Sunday, September 7th, 2008

Moving Beyond ‘Catcher’ On School Reading Lists : NPR:

“The Catcher in the Rye, J.D. Salinger’s beloved novel, once banned and full of frank four-letter words, will continue to be assigned to high school reading lists this year.

But Anne Trubek, a professor of English at Oberlin College, argues that it’s time to update Salinger’s coming-of-age tale.

This article provides a link to the sound version of Trubek’s discussion with NPR’s Scott Simon and lists a few of Trubek’s suggestions for books to replace “Catcher” on a list of required reading for today’s teenagers.

As a baby boomer, I’m one of the millions who read about Holden Caulfield while growing up. I reread the book when my daughter was in high school and found it just as compelling the second time. Moreover, my daughter (who, admittedly, is now 30 herself) seemed to have no problem comprehending Holden’s teenaged angst.

What’s your take on this? Is Holden Caulfield outdated for today’s young people? Do you have your own memories of reading “Catcher in the Rye”?

Nation & World | Publisher Robert Giroux: the gold standard of literary taste | Seattle Times Newspaper

Saturday, September 6th, 2008

Nation & World | Publisher Robert Giroux: the gold standard of literary taste | Seattle Times Newspaper:

Robert Giroux, an editor who introduced and nurtured some of the major authors of the 20th century and who rose to join one of the nation’s most distinguished publishing houses as a partner, making it Farrar, Straus & Giroux, died Friday in Tinton Falls, N.J. He was 94. . . .

He was also T.S. Eliot’s U.S. editor and published the U.S. edition of George Orwell’s ‘1984.’

Mr. Giroux introduced a long roster of writers who would achieve fame, publishing first books by, among others, Jean Stafford, Robert Lowell, Bernard Malamud, Flannery O’Connor, Randall Jarrell, Peter Taylor, William Gaddis, Jack Kerouac and Susan Sontag. He edited Virginia Woolf, Isaac Bashevis Singer, Carl Sandburg, Elizabeth Bishop, Katherine Anne Porter, Walker Percy, Donald Barthelme, Grace Paley, Derek Walcott, Louise Bogan and William Golding. . . .

To his lasting chagrin, Mr. Giroux also saw two major works slip from his grasp, J.D. Salinger’s ‘Catcher in the Rye’ and Kerouac’s ‘On the Road.’

Following the footsteps of Flannery O’Connor | csmonitor.com

Friday, September 5th, 2008

Following the footsteps of Flannery O’Connor | csmonitor.com:

Frederic Hunter reports on a Southern vacation, where he and his wife visit the homes of some writers. He devotes most of the article to discussion of Flannery O’Connor’s home in Milledgeville, Georgia. In preparation for the visit he borrowed a book from the library and read some of O’Connor’s stories: “She’s something of an acquired taste: acute insights, penetrating and often humorous observations. Still her characters run to the grotesque. Her stories often jolt even shockproof 21st-century readers.”
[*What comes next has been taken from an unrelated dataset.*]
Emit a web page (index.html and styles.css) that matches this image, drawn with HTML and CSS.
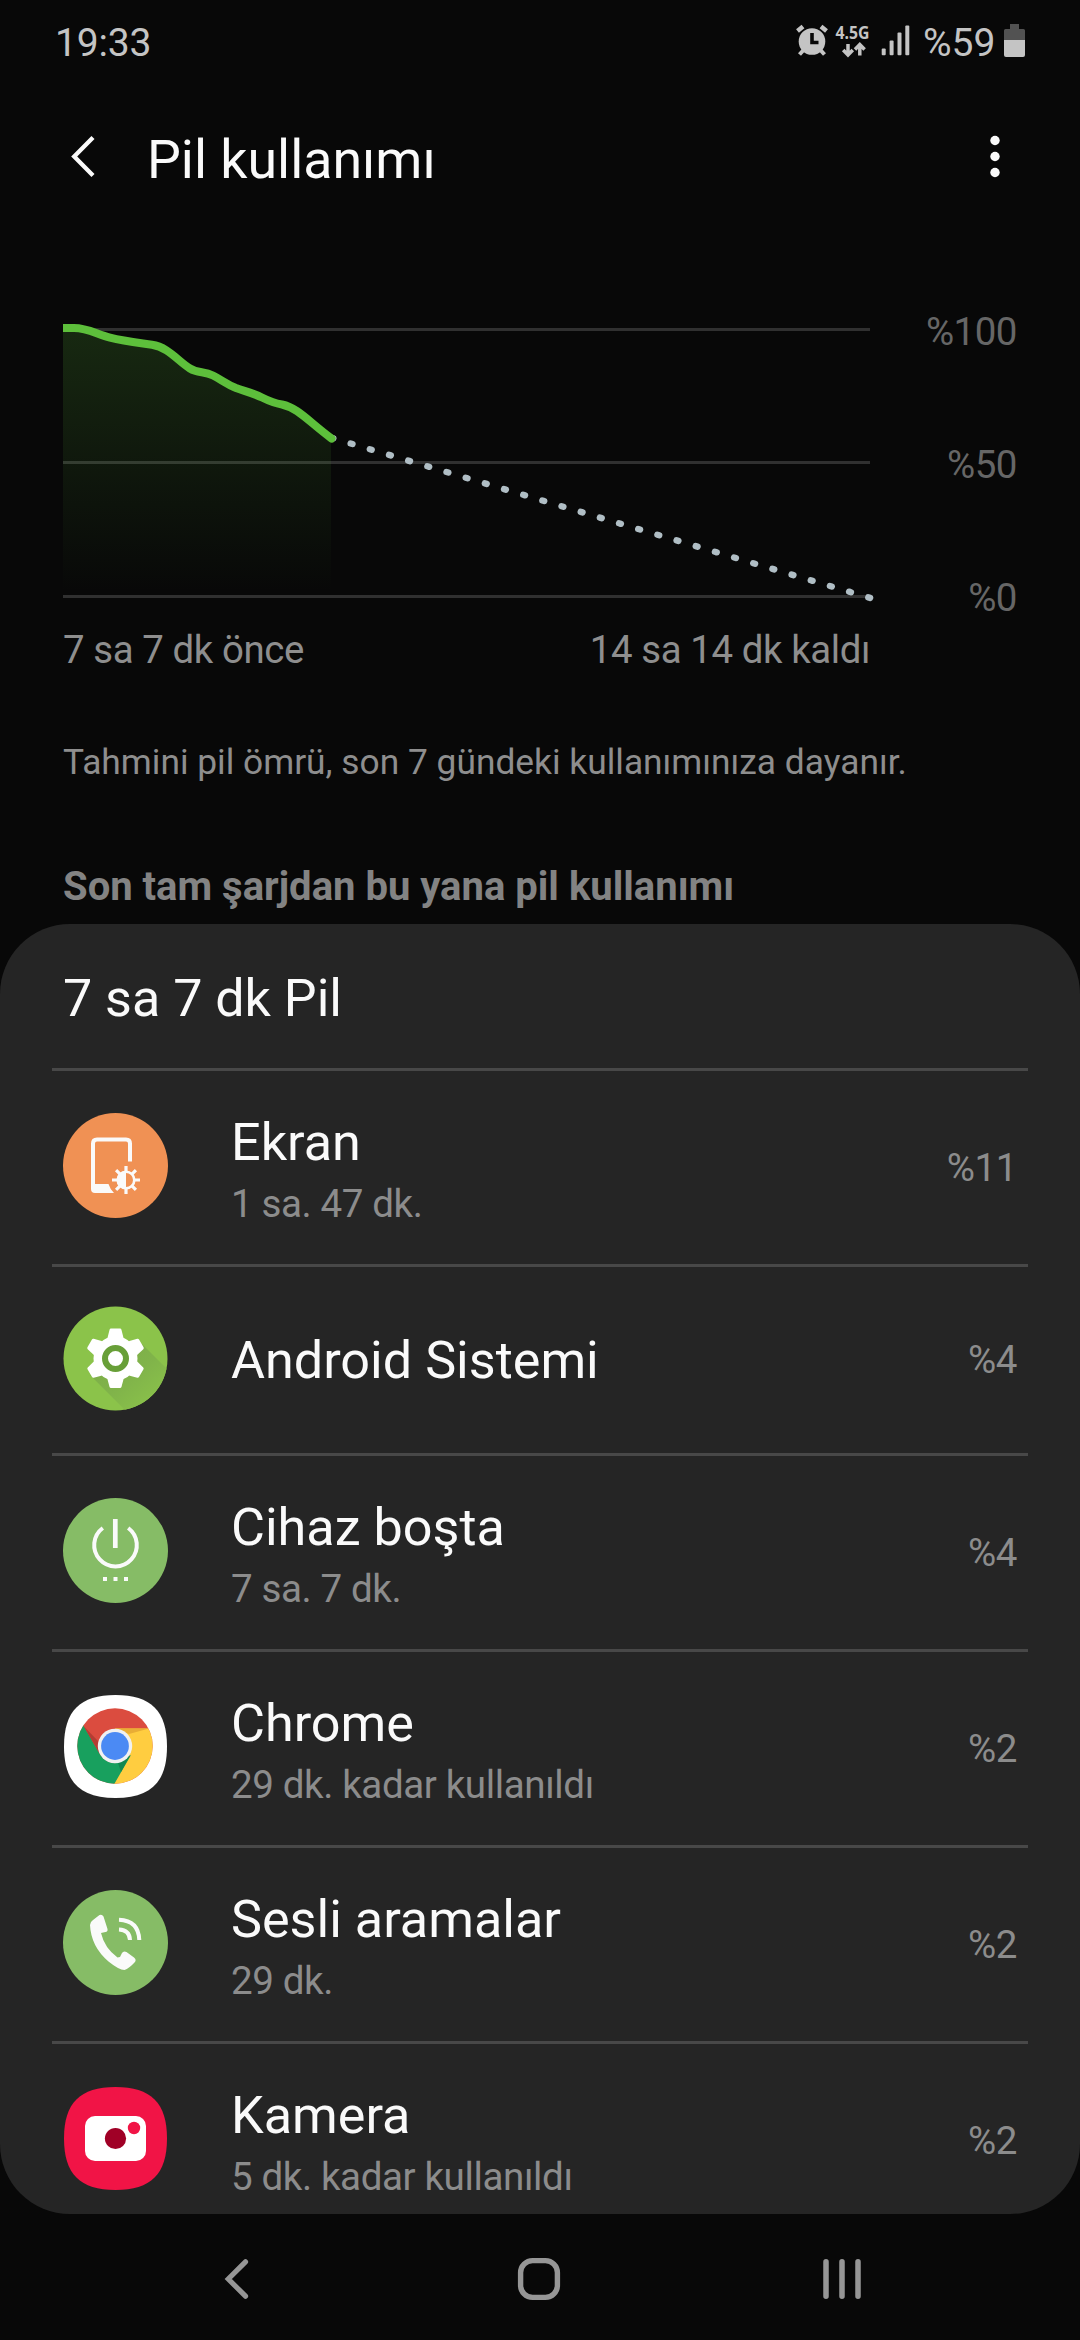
FILE: index.html
```html
<!DOCTYPE html>
<html lang="tr">
<head>
<meta charset="utf-8">
<title>Pil kullanımı</title>
<link rel="stylesheet" href="styles.css">
</head>
<body>
<div class="screen">
  <div class="status">
    <span class="clock">19:33</span>
    <div class="status-right">
      <svg class="status-icons" viewBox="790 0 130 85" width="130" height="85">
        <g fill="#c4c4c4" stroke="none">
          <circle cx="812" cy="41.500" r="13.300"/>
          <path d="M812 33v9.500h6.500" fill="none" stroke="#080808" stroke-width="3.600"/>
          <path d="M797.500 31l5.500-4.500M826.500 31l-5.500-4.500" fill="none" stroke="#c4c4c4" stroke-width="4.500"/>
          <path d="M804 49.500l-4.500 5M820 49.500l4.500 5" fill="none" stroke="#c4c4c4" stroke-width="4"/>
          <text class="net" x="835.500" y="39" textLength="34" lengthAdjust="spacingAndGlyphs">4.5G</text>
          <path d="M848 44v11M843.200 50l4.800 5 4.800-5M859.800 55.500v-11M855 49.500l4.800-5 4.800 5" fill="none" stroke="#c4c4c4" stroke-width="3.500"/>
          <rect x="881.700" y="48.500" width="4" height="6.800" rx="1"/>
          <rect x="889.600" y="40.500" width="4" height="14.800" rx="1"/>
          <rect x="897.500" y="32.500" width="4" height="22.800" rx="1"/>
          <rect x="905.300" y="25.500" width="4" height="29.800" rx="1"/>
        </g>
      </svg>
      <span class="percent">%59</span>
      <svg class="battery" viewBox="1003 0 23 85" width="23" height="85">
        <path d="M1010 24h9v5h4.500q1.500 0 1.500 1.500V41h-21V30.500q0-1.500 1.500-1.500h4.500z" fill="#525252"/>
        <path d="M1004 40h21v15q0 2-2 2h-17q-2 0-2-2z" fill="#c4c4c4"/>
      </svg>
    </div>
  </div>

  <header class="header">
    <svg class="back" viewBox="0 0 40 50" width="40" height="50"><path d="M32 5.500 13.200 24.500 32 43.500" fill="none" stroke="#fafafa" stroke-width="4.300"/></svg>
    <h1 class="title">Pil kullanımı</h1>
    <svg class="more" viewBox="0 0 20 50" width="20" height="50" fill="#fafafa"><circle cx="10" cy="8.500" r="4.700"/><circle cx="10" cy="24.500" r="4.700"/><circle cx="10" cy="40.500" r="4.700"/></svg>
  </header>

  <section class="chart">
    <svg class="plot" viewBox="0 309 900 312" width="900" height="312">
      <defs>
        <linearGradient id="area" gradientUnits="userSpaceOnUse" x1="0" y1="328" x2="0" y2="592">
          <stop offset="0" stop-color="#5dbf3b" stop-opacity=".18"/>
          <stop offset="1" stop-color="#5dbf3b" stop-opacity="0"/>
        </linearGradient>
        <clipPath id="left"><rect x="63" y="300" width="300" height="320"/></clipPath>
      </defs>
      <g fill="#303030"><rect x="63" y="328" width="807" height="3"/><rect x="63" y="461" width="807" height="3"/><rect x="63" y="595" width="807" height="3"/></g>
      <path d="M63 328H74C88 328 96 334 110 337.700C125 341.500 140 343 152 344.800C168 347 178 361 190 368.500C198 373.500 204 371 213 375.500C222 380 226 384 236 388C246 391.500 254 393.500 262 397.500C272 402.500 276 403.500 282 404.500C298 408 308 421 331 438V595H63z" fill="url(#area)"/>
      <path d="M331.500 437.800 871 598.200" fill="none" stroke="#b0bec5" stroke-width="6.400" stroke-linecap="round" stroke-dasharray="1.900 18.100"/>
      <path clip-path="url(#left)" d="M60 328H74C88 328 96 334 110 337.700C125 341.500 140 343 152 344.800C168 347 178 361 190 368.500C198 373.500 204 371 213 375.500C222 380 226 384 236 388C246 391.500 254 393.500 262 397.500C272 402.500 276 403.500 282 404.500C298 408 308 421 331.500 438.500" fill="none" stroke="#5dbf3b" stroke-width="8" stroke-linecap="round"/>
    </svg>
    <div class="scale"><span>%100</span><span>%50</span><span>%0</span></div>
  </section>
  <div class="range"><span>7 sa 7 dk önce</span><span>14 sa 14 dk kaldı</span></div>
  <p class="note">Tahmini pil ömrü, son 7 gündeki kullanımınıza dayanır.</p>
  <h2 class="section-title">Son tam şarjdan bu yana pil kullanımı</h2>

  <main class="panel">
    <div class="panel-head">7 sa 7 dk Pil</div>

    <div class="row">
      <svg class="icon" viewBox="0 0 105 105">
        <circle cx="52.500" cy="52.500" r="52.500" fill="#f09154"/>
        <path d="M67 48.500V30.500q0-4-4-4H34q-4 0-4 4V74" fill="none" stroke="#fafafa" stroke-width="4"/>
        <path d="M28 71h17.500q1.500 5 5.500 9H32q-4 0-4-4z" fill="#fafafa"/>
        <g stroke="#fafafa" stroke-width="3.200"><path d="M63 53v6M63 75v6M49 67h6M71 67h6M53.100 57.100l4.200 4.200M68.700 72.700l4.200 4.200M53.100 76.900l4.200-4.200M68.700 61.300l4.200-4.200"/></g>
        <circle cx="63" cy="67" r="8.300" fill="none" stroke="#fafafa" stroke-width="2.600"/>
        <path d="M63 58a9 9 0 0 0 0 18z" fill="#fafafa"/>
      </svg>
      <div class="text"><span class="name">Ekran</span><span class="sub">1 sa. 47 dk.</span></div>
      <span class="pct">%11</span>
    </div>

    <div class="row single">
      <svg class="icon" viewBox="0 0 105 105">
        <defs><clipPath id="disc"><circle cx="52.500" cy="52.500" r="52"/></clipPath>
        <linearGradient id="shade" x1="0" y1="0" x2="1" y2="1"><stop offset="0" stop-color="#7cab49"/><stop offset=".5" stop-color="#80b34a"/><stop offset=".9" stop-color="#8bc34a"/></linearGradient></defs>
        <circle cx="52.500" cy="52.500" r="52" fill="#8bc34a"/>
        <path clip-path="url(#disc)" d="M27 69 62 104H106V65L79 38z" fill="url(#shade)"/>
        <g fill="#fff" stroke="#fff" stroke-width="3" stroke-linejoin="round">
          <path d="M46 32 48 24h9l2 8v41l-2 7.500h-9L46 73z"/>
          <path d="M46 32 48 24h9l2 8v41l-2 7.500h-9L46 73z" transform="rotate(60 52.500 52.300)"/>
          <path d="M46 32 48 24h9l2 8v41l-2 7.500h-9L46 73z" transform="rotate(-60 52.500 52.300)"/>
          <circle cx="52.500" cy="52.500" r="20.500"/>
        </g>
        <circle cx="52.500" cy="52.500" r="10.500" fill="#fff" stroke="#689f38" stroke-width="6"/>
      </svg>
      <div class="text"><span class="name">Android Sistemi</span></div>
      <span class="pct">%4</span>
    </div>

    <div class="row">
      <svg class="icon" viewBox="0 0 105 105">
        <circle cx="52.500" cy="52.500" r="52.500" fill="#86bc66"/>
        <path d="M39.800 30a21.300 21.300 0 1 0 25.400 0" fill="none" stroke="#fafafa" stroke-width="4"/>
        <path d="M52.300 21v29" stroke="#fafafa" stroke-width="4.700"/>
        <path d="M40 79h4v4h-4zM50.500 79h4v4h-4zM61 79h4v4h-4z" fill="#fafafa"/>
      </svg>
      <div class="text"><span class="name">Cihaz boşta</span><span class="sub">7 sa. 7 dk.</span></div>
      <span class="pct">%4</span>
    </div>

    <div class="row">
      <svg class="icon" viewBox="0 0 105 105">
        <defs><clipPath id="wheel"><circle cx="52" cy="52" r="37.700"/></clipPath></defs>
        <path d="M52.500 1C88 1 104 17 104 52.500S88 104 52.500 104 1 88 1 52.500 17 1 52.500 1z" fill="#fff"/>
        <g clip-path="url(#wheel)">
          <rect x="10" y="10" width="90" height="90" fill="#db4c3f"/>
          <path d="M52 34.600H100V95H48L66.700 61z" fill="#ffcd40"/>
          <path d="M52 34.600H86L66 40z" fill="#e9ad35"/>
          <path d="M0 0 19.500 30 37 60.500Q43 69 52 69.200L68 61 49.500 93V100H0z" fill="#18a05e"/>
          <path d="M55 69 67.200 61.500 58 78z" fill="#128650"/>
          <path d="M20.500 32 36.500 59.500 35 47z" fill="#b43c33"/>
        </g>
        <circle cx="52" cy="52" r="17.200" fill="#f1f1f1"/><circle cx="52" cy="52" r="13.900" fill="#4b8af4"/>
      </svg>
      <div class="text"><span class="name">Chrome</span><span class="sub">29 dk. kadar kullanıldı</span></div>
      <span class="pct">%2</span>
    </div>

    <div class="row">
      <svg class="icon" viewBox="0 0 105 105">
        <circle cx="52.500" cy="52.500" r="52.500" fill="#86bc66"/>
        <path d="M36.500 25q2.500-1 4 1.500L44.500 39q.5 2.500-2 3L38 43Q41.500 58 54.500 67.500L57 67l2-4q1.500-2.500 4.500-1L71 67.500q3 2.500.5 5Q66 78.500 61.500 80 56 80 45.500 71.500 28 56.500 27 35q0-3 3-5z" fill="#fafafa"/>
        <path d="M56 39.500q10.500.5 11 10.500M56 29.800q19.500.7 20.300 20.200" fill="none" stroke="#fafafa" stroke-width="4"/>
      </svg>
      <div class="text"><span class="name">Sesli aramalar</span><span class="sub">29 dk.</span></div>
      <span class="pct">%2</span>
    </div>

    <div class="row">
      <svg class="icon" viewBox="0 0 105 105">
        <path d="M52.500 1C88 1 104 17 104 52.500S88 104 52.500 104 1 88 1 52.500 17 1 52.500 1z" fill="#f11446"/>
        <rect x="22" y="30" width="61" height="45" rx="10" fill="#fff"/>
        <circle cx="52.500" cy="52.500" r="10.600" fill="#a00026"/><circle cx="71" cy="42" r="6.200" fill="#f11446"/>
      </svg>
      <div class="text"><span class="name">Kamera</span><span class="sub">5 dk. kadar kullanıldı</span></div>
      <span class="pct">%2</span>
    </div>
  </main>

  <nav class="nav">
    <svg viewBox="0 0 60 60" width="60" height="60"><path d="M39.500 12.800 22.300 30 39.500 47.200" fill="none" stroke="#969696" stroke-width="5.200" stroke-linecap="round"/></svg>
    <svg viewBox="0 0 60 60" width="60" height="60"><rect x="11.600" y="11.600" width="36.800" height="36.800" rx="12" fill="none" stroke="#969696" stroke-width="5.400"/></svg>
    <svg viewBox="0 0 60 60" width="60" height="60"><path d="M14 12.700v34.600M30 12.700v34.600M46 12.700v34.600" stroke="#969696" stroke-width="5.500" stroke-linecap="round"/></svg>
  </nav>
</div>
</body>
</html>
```

FILE: styles.css
```css
* { box-sizing: border-box; }
body { margin: 0; background: #080808; font-family: Roboto, "Noto Sans", sans-serif; }
svg { display: block; flex: none; }
.screen { width: 1080px; height: 2340px; display: flex; flex-direction: column; overflow: hidden; }
.screen > * { flex: none; }

.status { height: 85px; padding: 0 54px 0 55px; display: flex; justify-content: space-between; align-items: center; color: #c4c4c4; font-size: 39px; line-height: 86px; }
.clock { font-size: 39px; letter-spacing: -0.2px; }
.status-right { display: flex; align-items: center; }
.net { font: 700 17px "Open Sans", sans-serif; }
.percent { width: 83px; padding: 0 0 0 3px; }

.header { height: 149px; padding: 0 75px 0 61px; display: flex; align-items: center; }
.back, .more { margin-bottom: 6px; }
.title { flex: 1; margin: 0 0 0 46px; color: #fafafa; font-size: 53.7px; font-weight: 400; line-height: 70px; }

.chart { margin-top: 75px; height: 312px; display: flex; justify-content: space-between; padding-right: 63px; }
.scale { display: flex; flex-direction: column; justify-content: space-between; text-align: right; color: #666; font-size: 38.5px; line-height: 46px; letter-spacing: -0.5px; }
.range { width: 807px; height: 57px; margin-left: 63px; display: flex; justify-content: space-between; color: #8e8e8e; font-size: 38.4px; line-height: 58px; letter-spacing: -0.4px; }
.note { margin: 59px 63px 0; color: #8e8e8e; font-size: 35.35px; line-height: 50px; white-space: nowrap; }
.section-title { margin: 75px 63px 12px; color: #838383; font-size: 40px; font-weight: 700; line-height: 50px; white-space: nowrap; }

.panel { height: 1290px; padding: 0 52px; background: #252525; border-radius: 70px; overflow: hidden; }
.panel-head { height: 144px; padding: 5px 11px 0; color: #fafafa; font-size: 52px; line-height: 140px; }
.row { height: 196px; padding: 0 11px; border-top: 3px solid #484848; display: flex; align-items: center; }
.row.single { height: 189px; }
.icon { width: 105px; height: 105px; margin: 0 63px 4px 0; }
.single .icon { margin-bottom: 3px; }
.text { flex: 1; padding-top: 2px; display: flex; flex-direction: column; }
.name { color: #fafafa; font-size: 52.15px; line-height: 70px; }
.sub { color: #8c8c8c; font-size: 38.6px; line-height: 51px; letter-spacing: -0.4px; }
.pct { color: #8c8c8c; font-size: 38.5px; line-height: 50px; letter-spacing: -0.4px; }

.nav { height: 126px; padding: 4px 208px 0 206px; display: flex; justify-content: space-between; align-items: center; }
```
This short article is worth reading for Hunter’s discussion of his meeting with a Milledgeville librarian and her stories about O’Connor’s mother, Miss Regina, and how the local people figured in O’Connors’s fiction.

Other places the Hunters visited were the Flannery O’Connor Museum in Savannah, the house in Flat Rock, North Carolina, where poet Carl Sandburg spent his last days, the Thomas Wolfe Memorial Site in Asheville, North Carolina, and, also in Asheville, the Grove Park Inn, where F. Scott Fitzgerald stayed while his wife, Zelda, was a patient as a nearby mental institution.

“A strange way to spend a holiday, some would say. But it deepens our reading, and our reading enriches our lives.”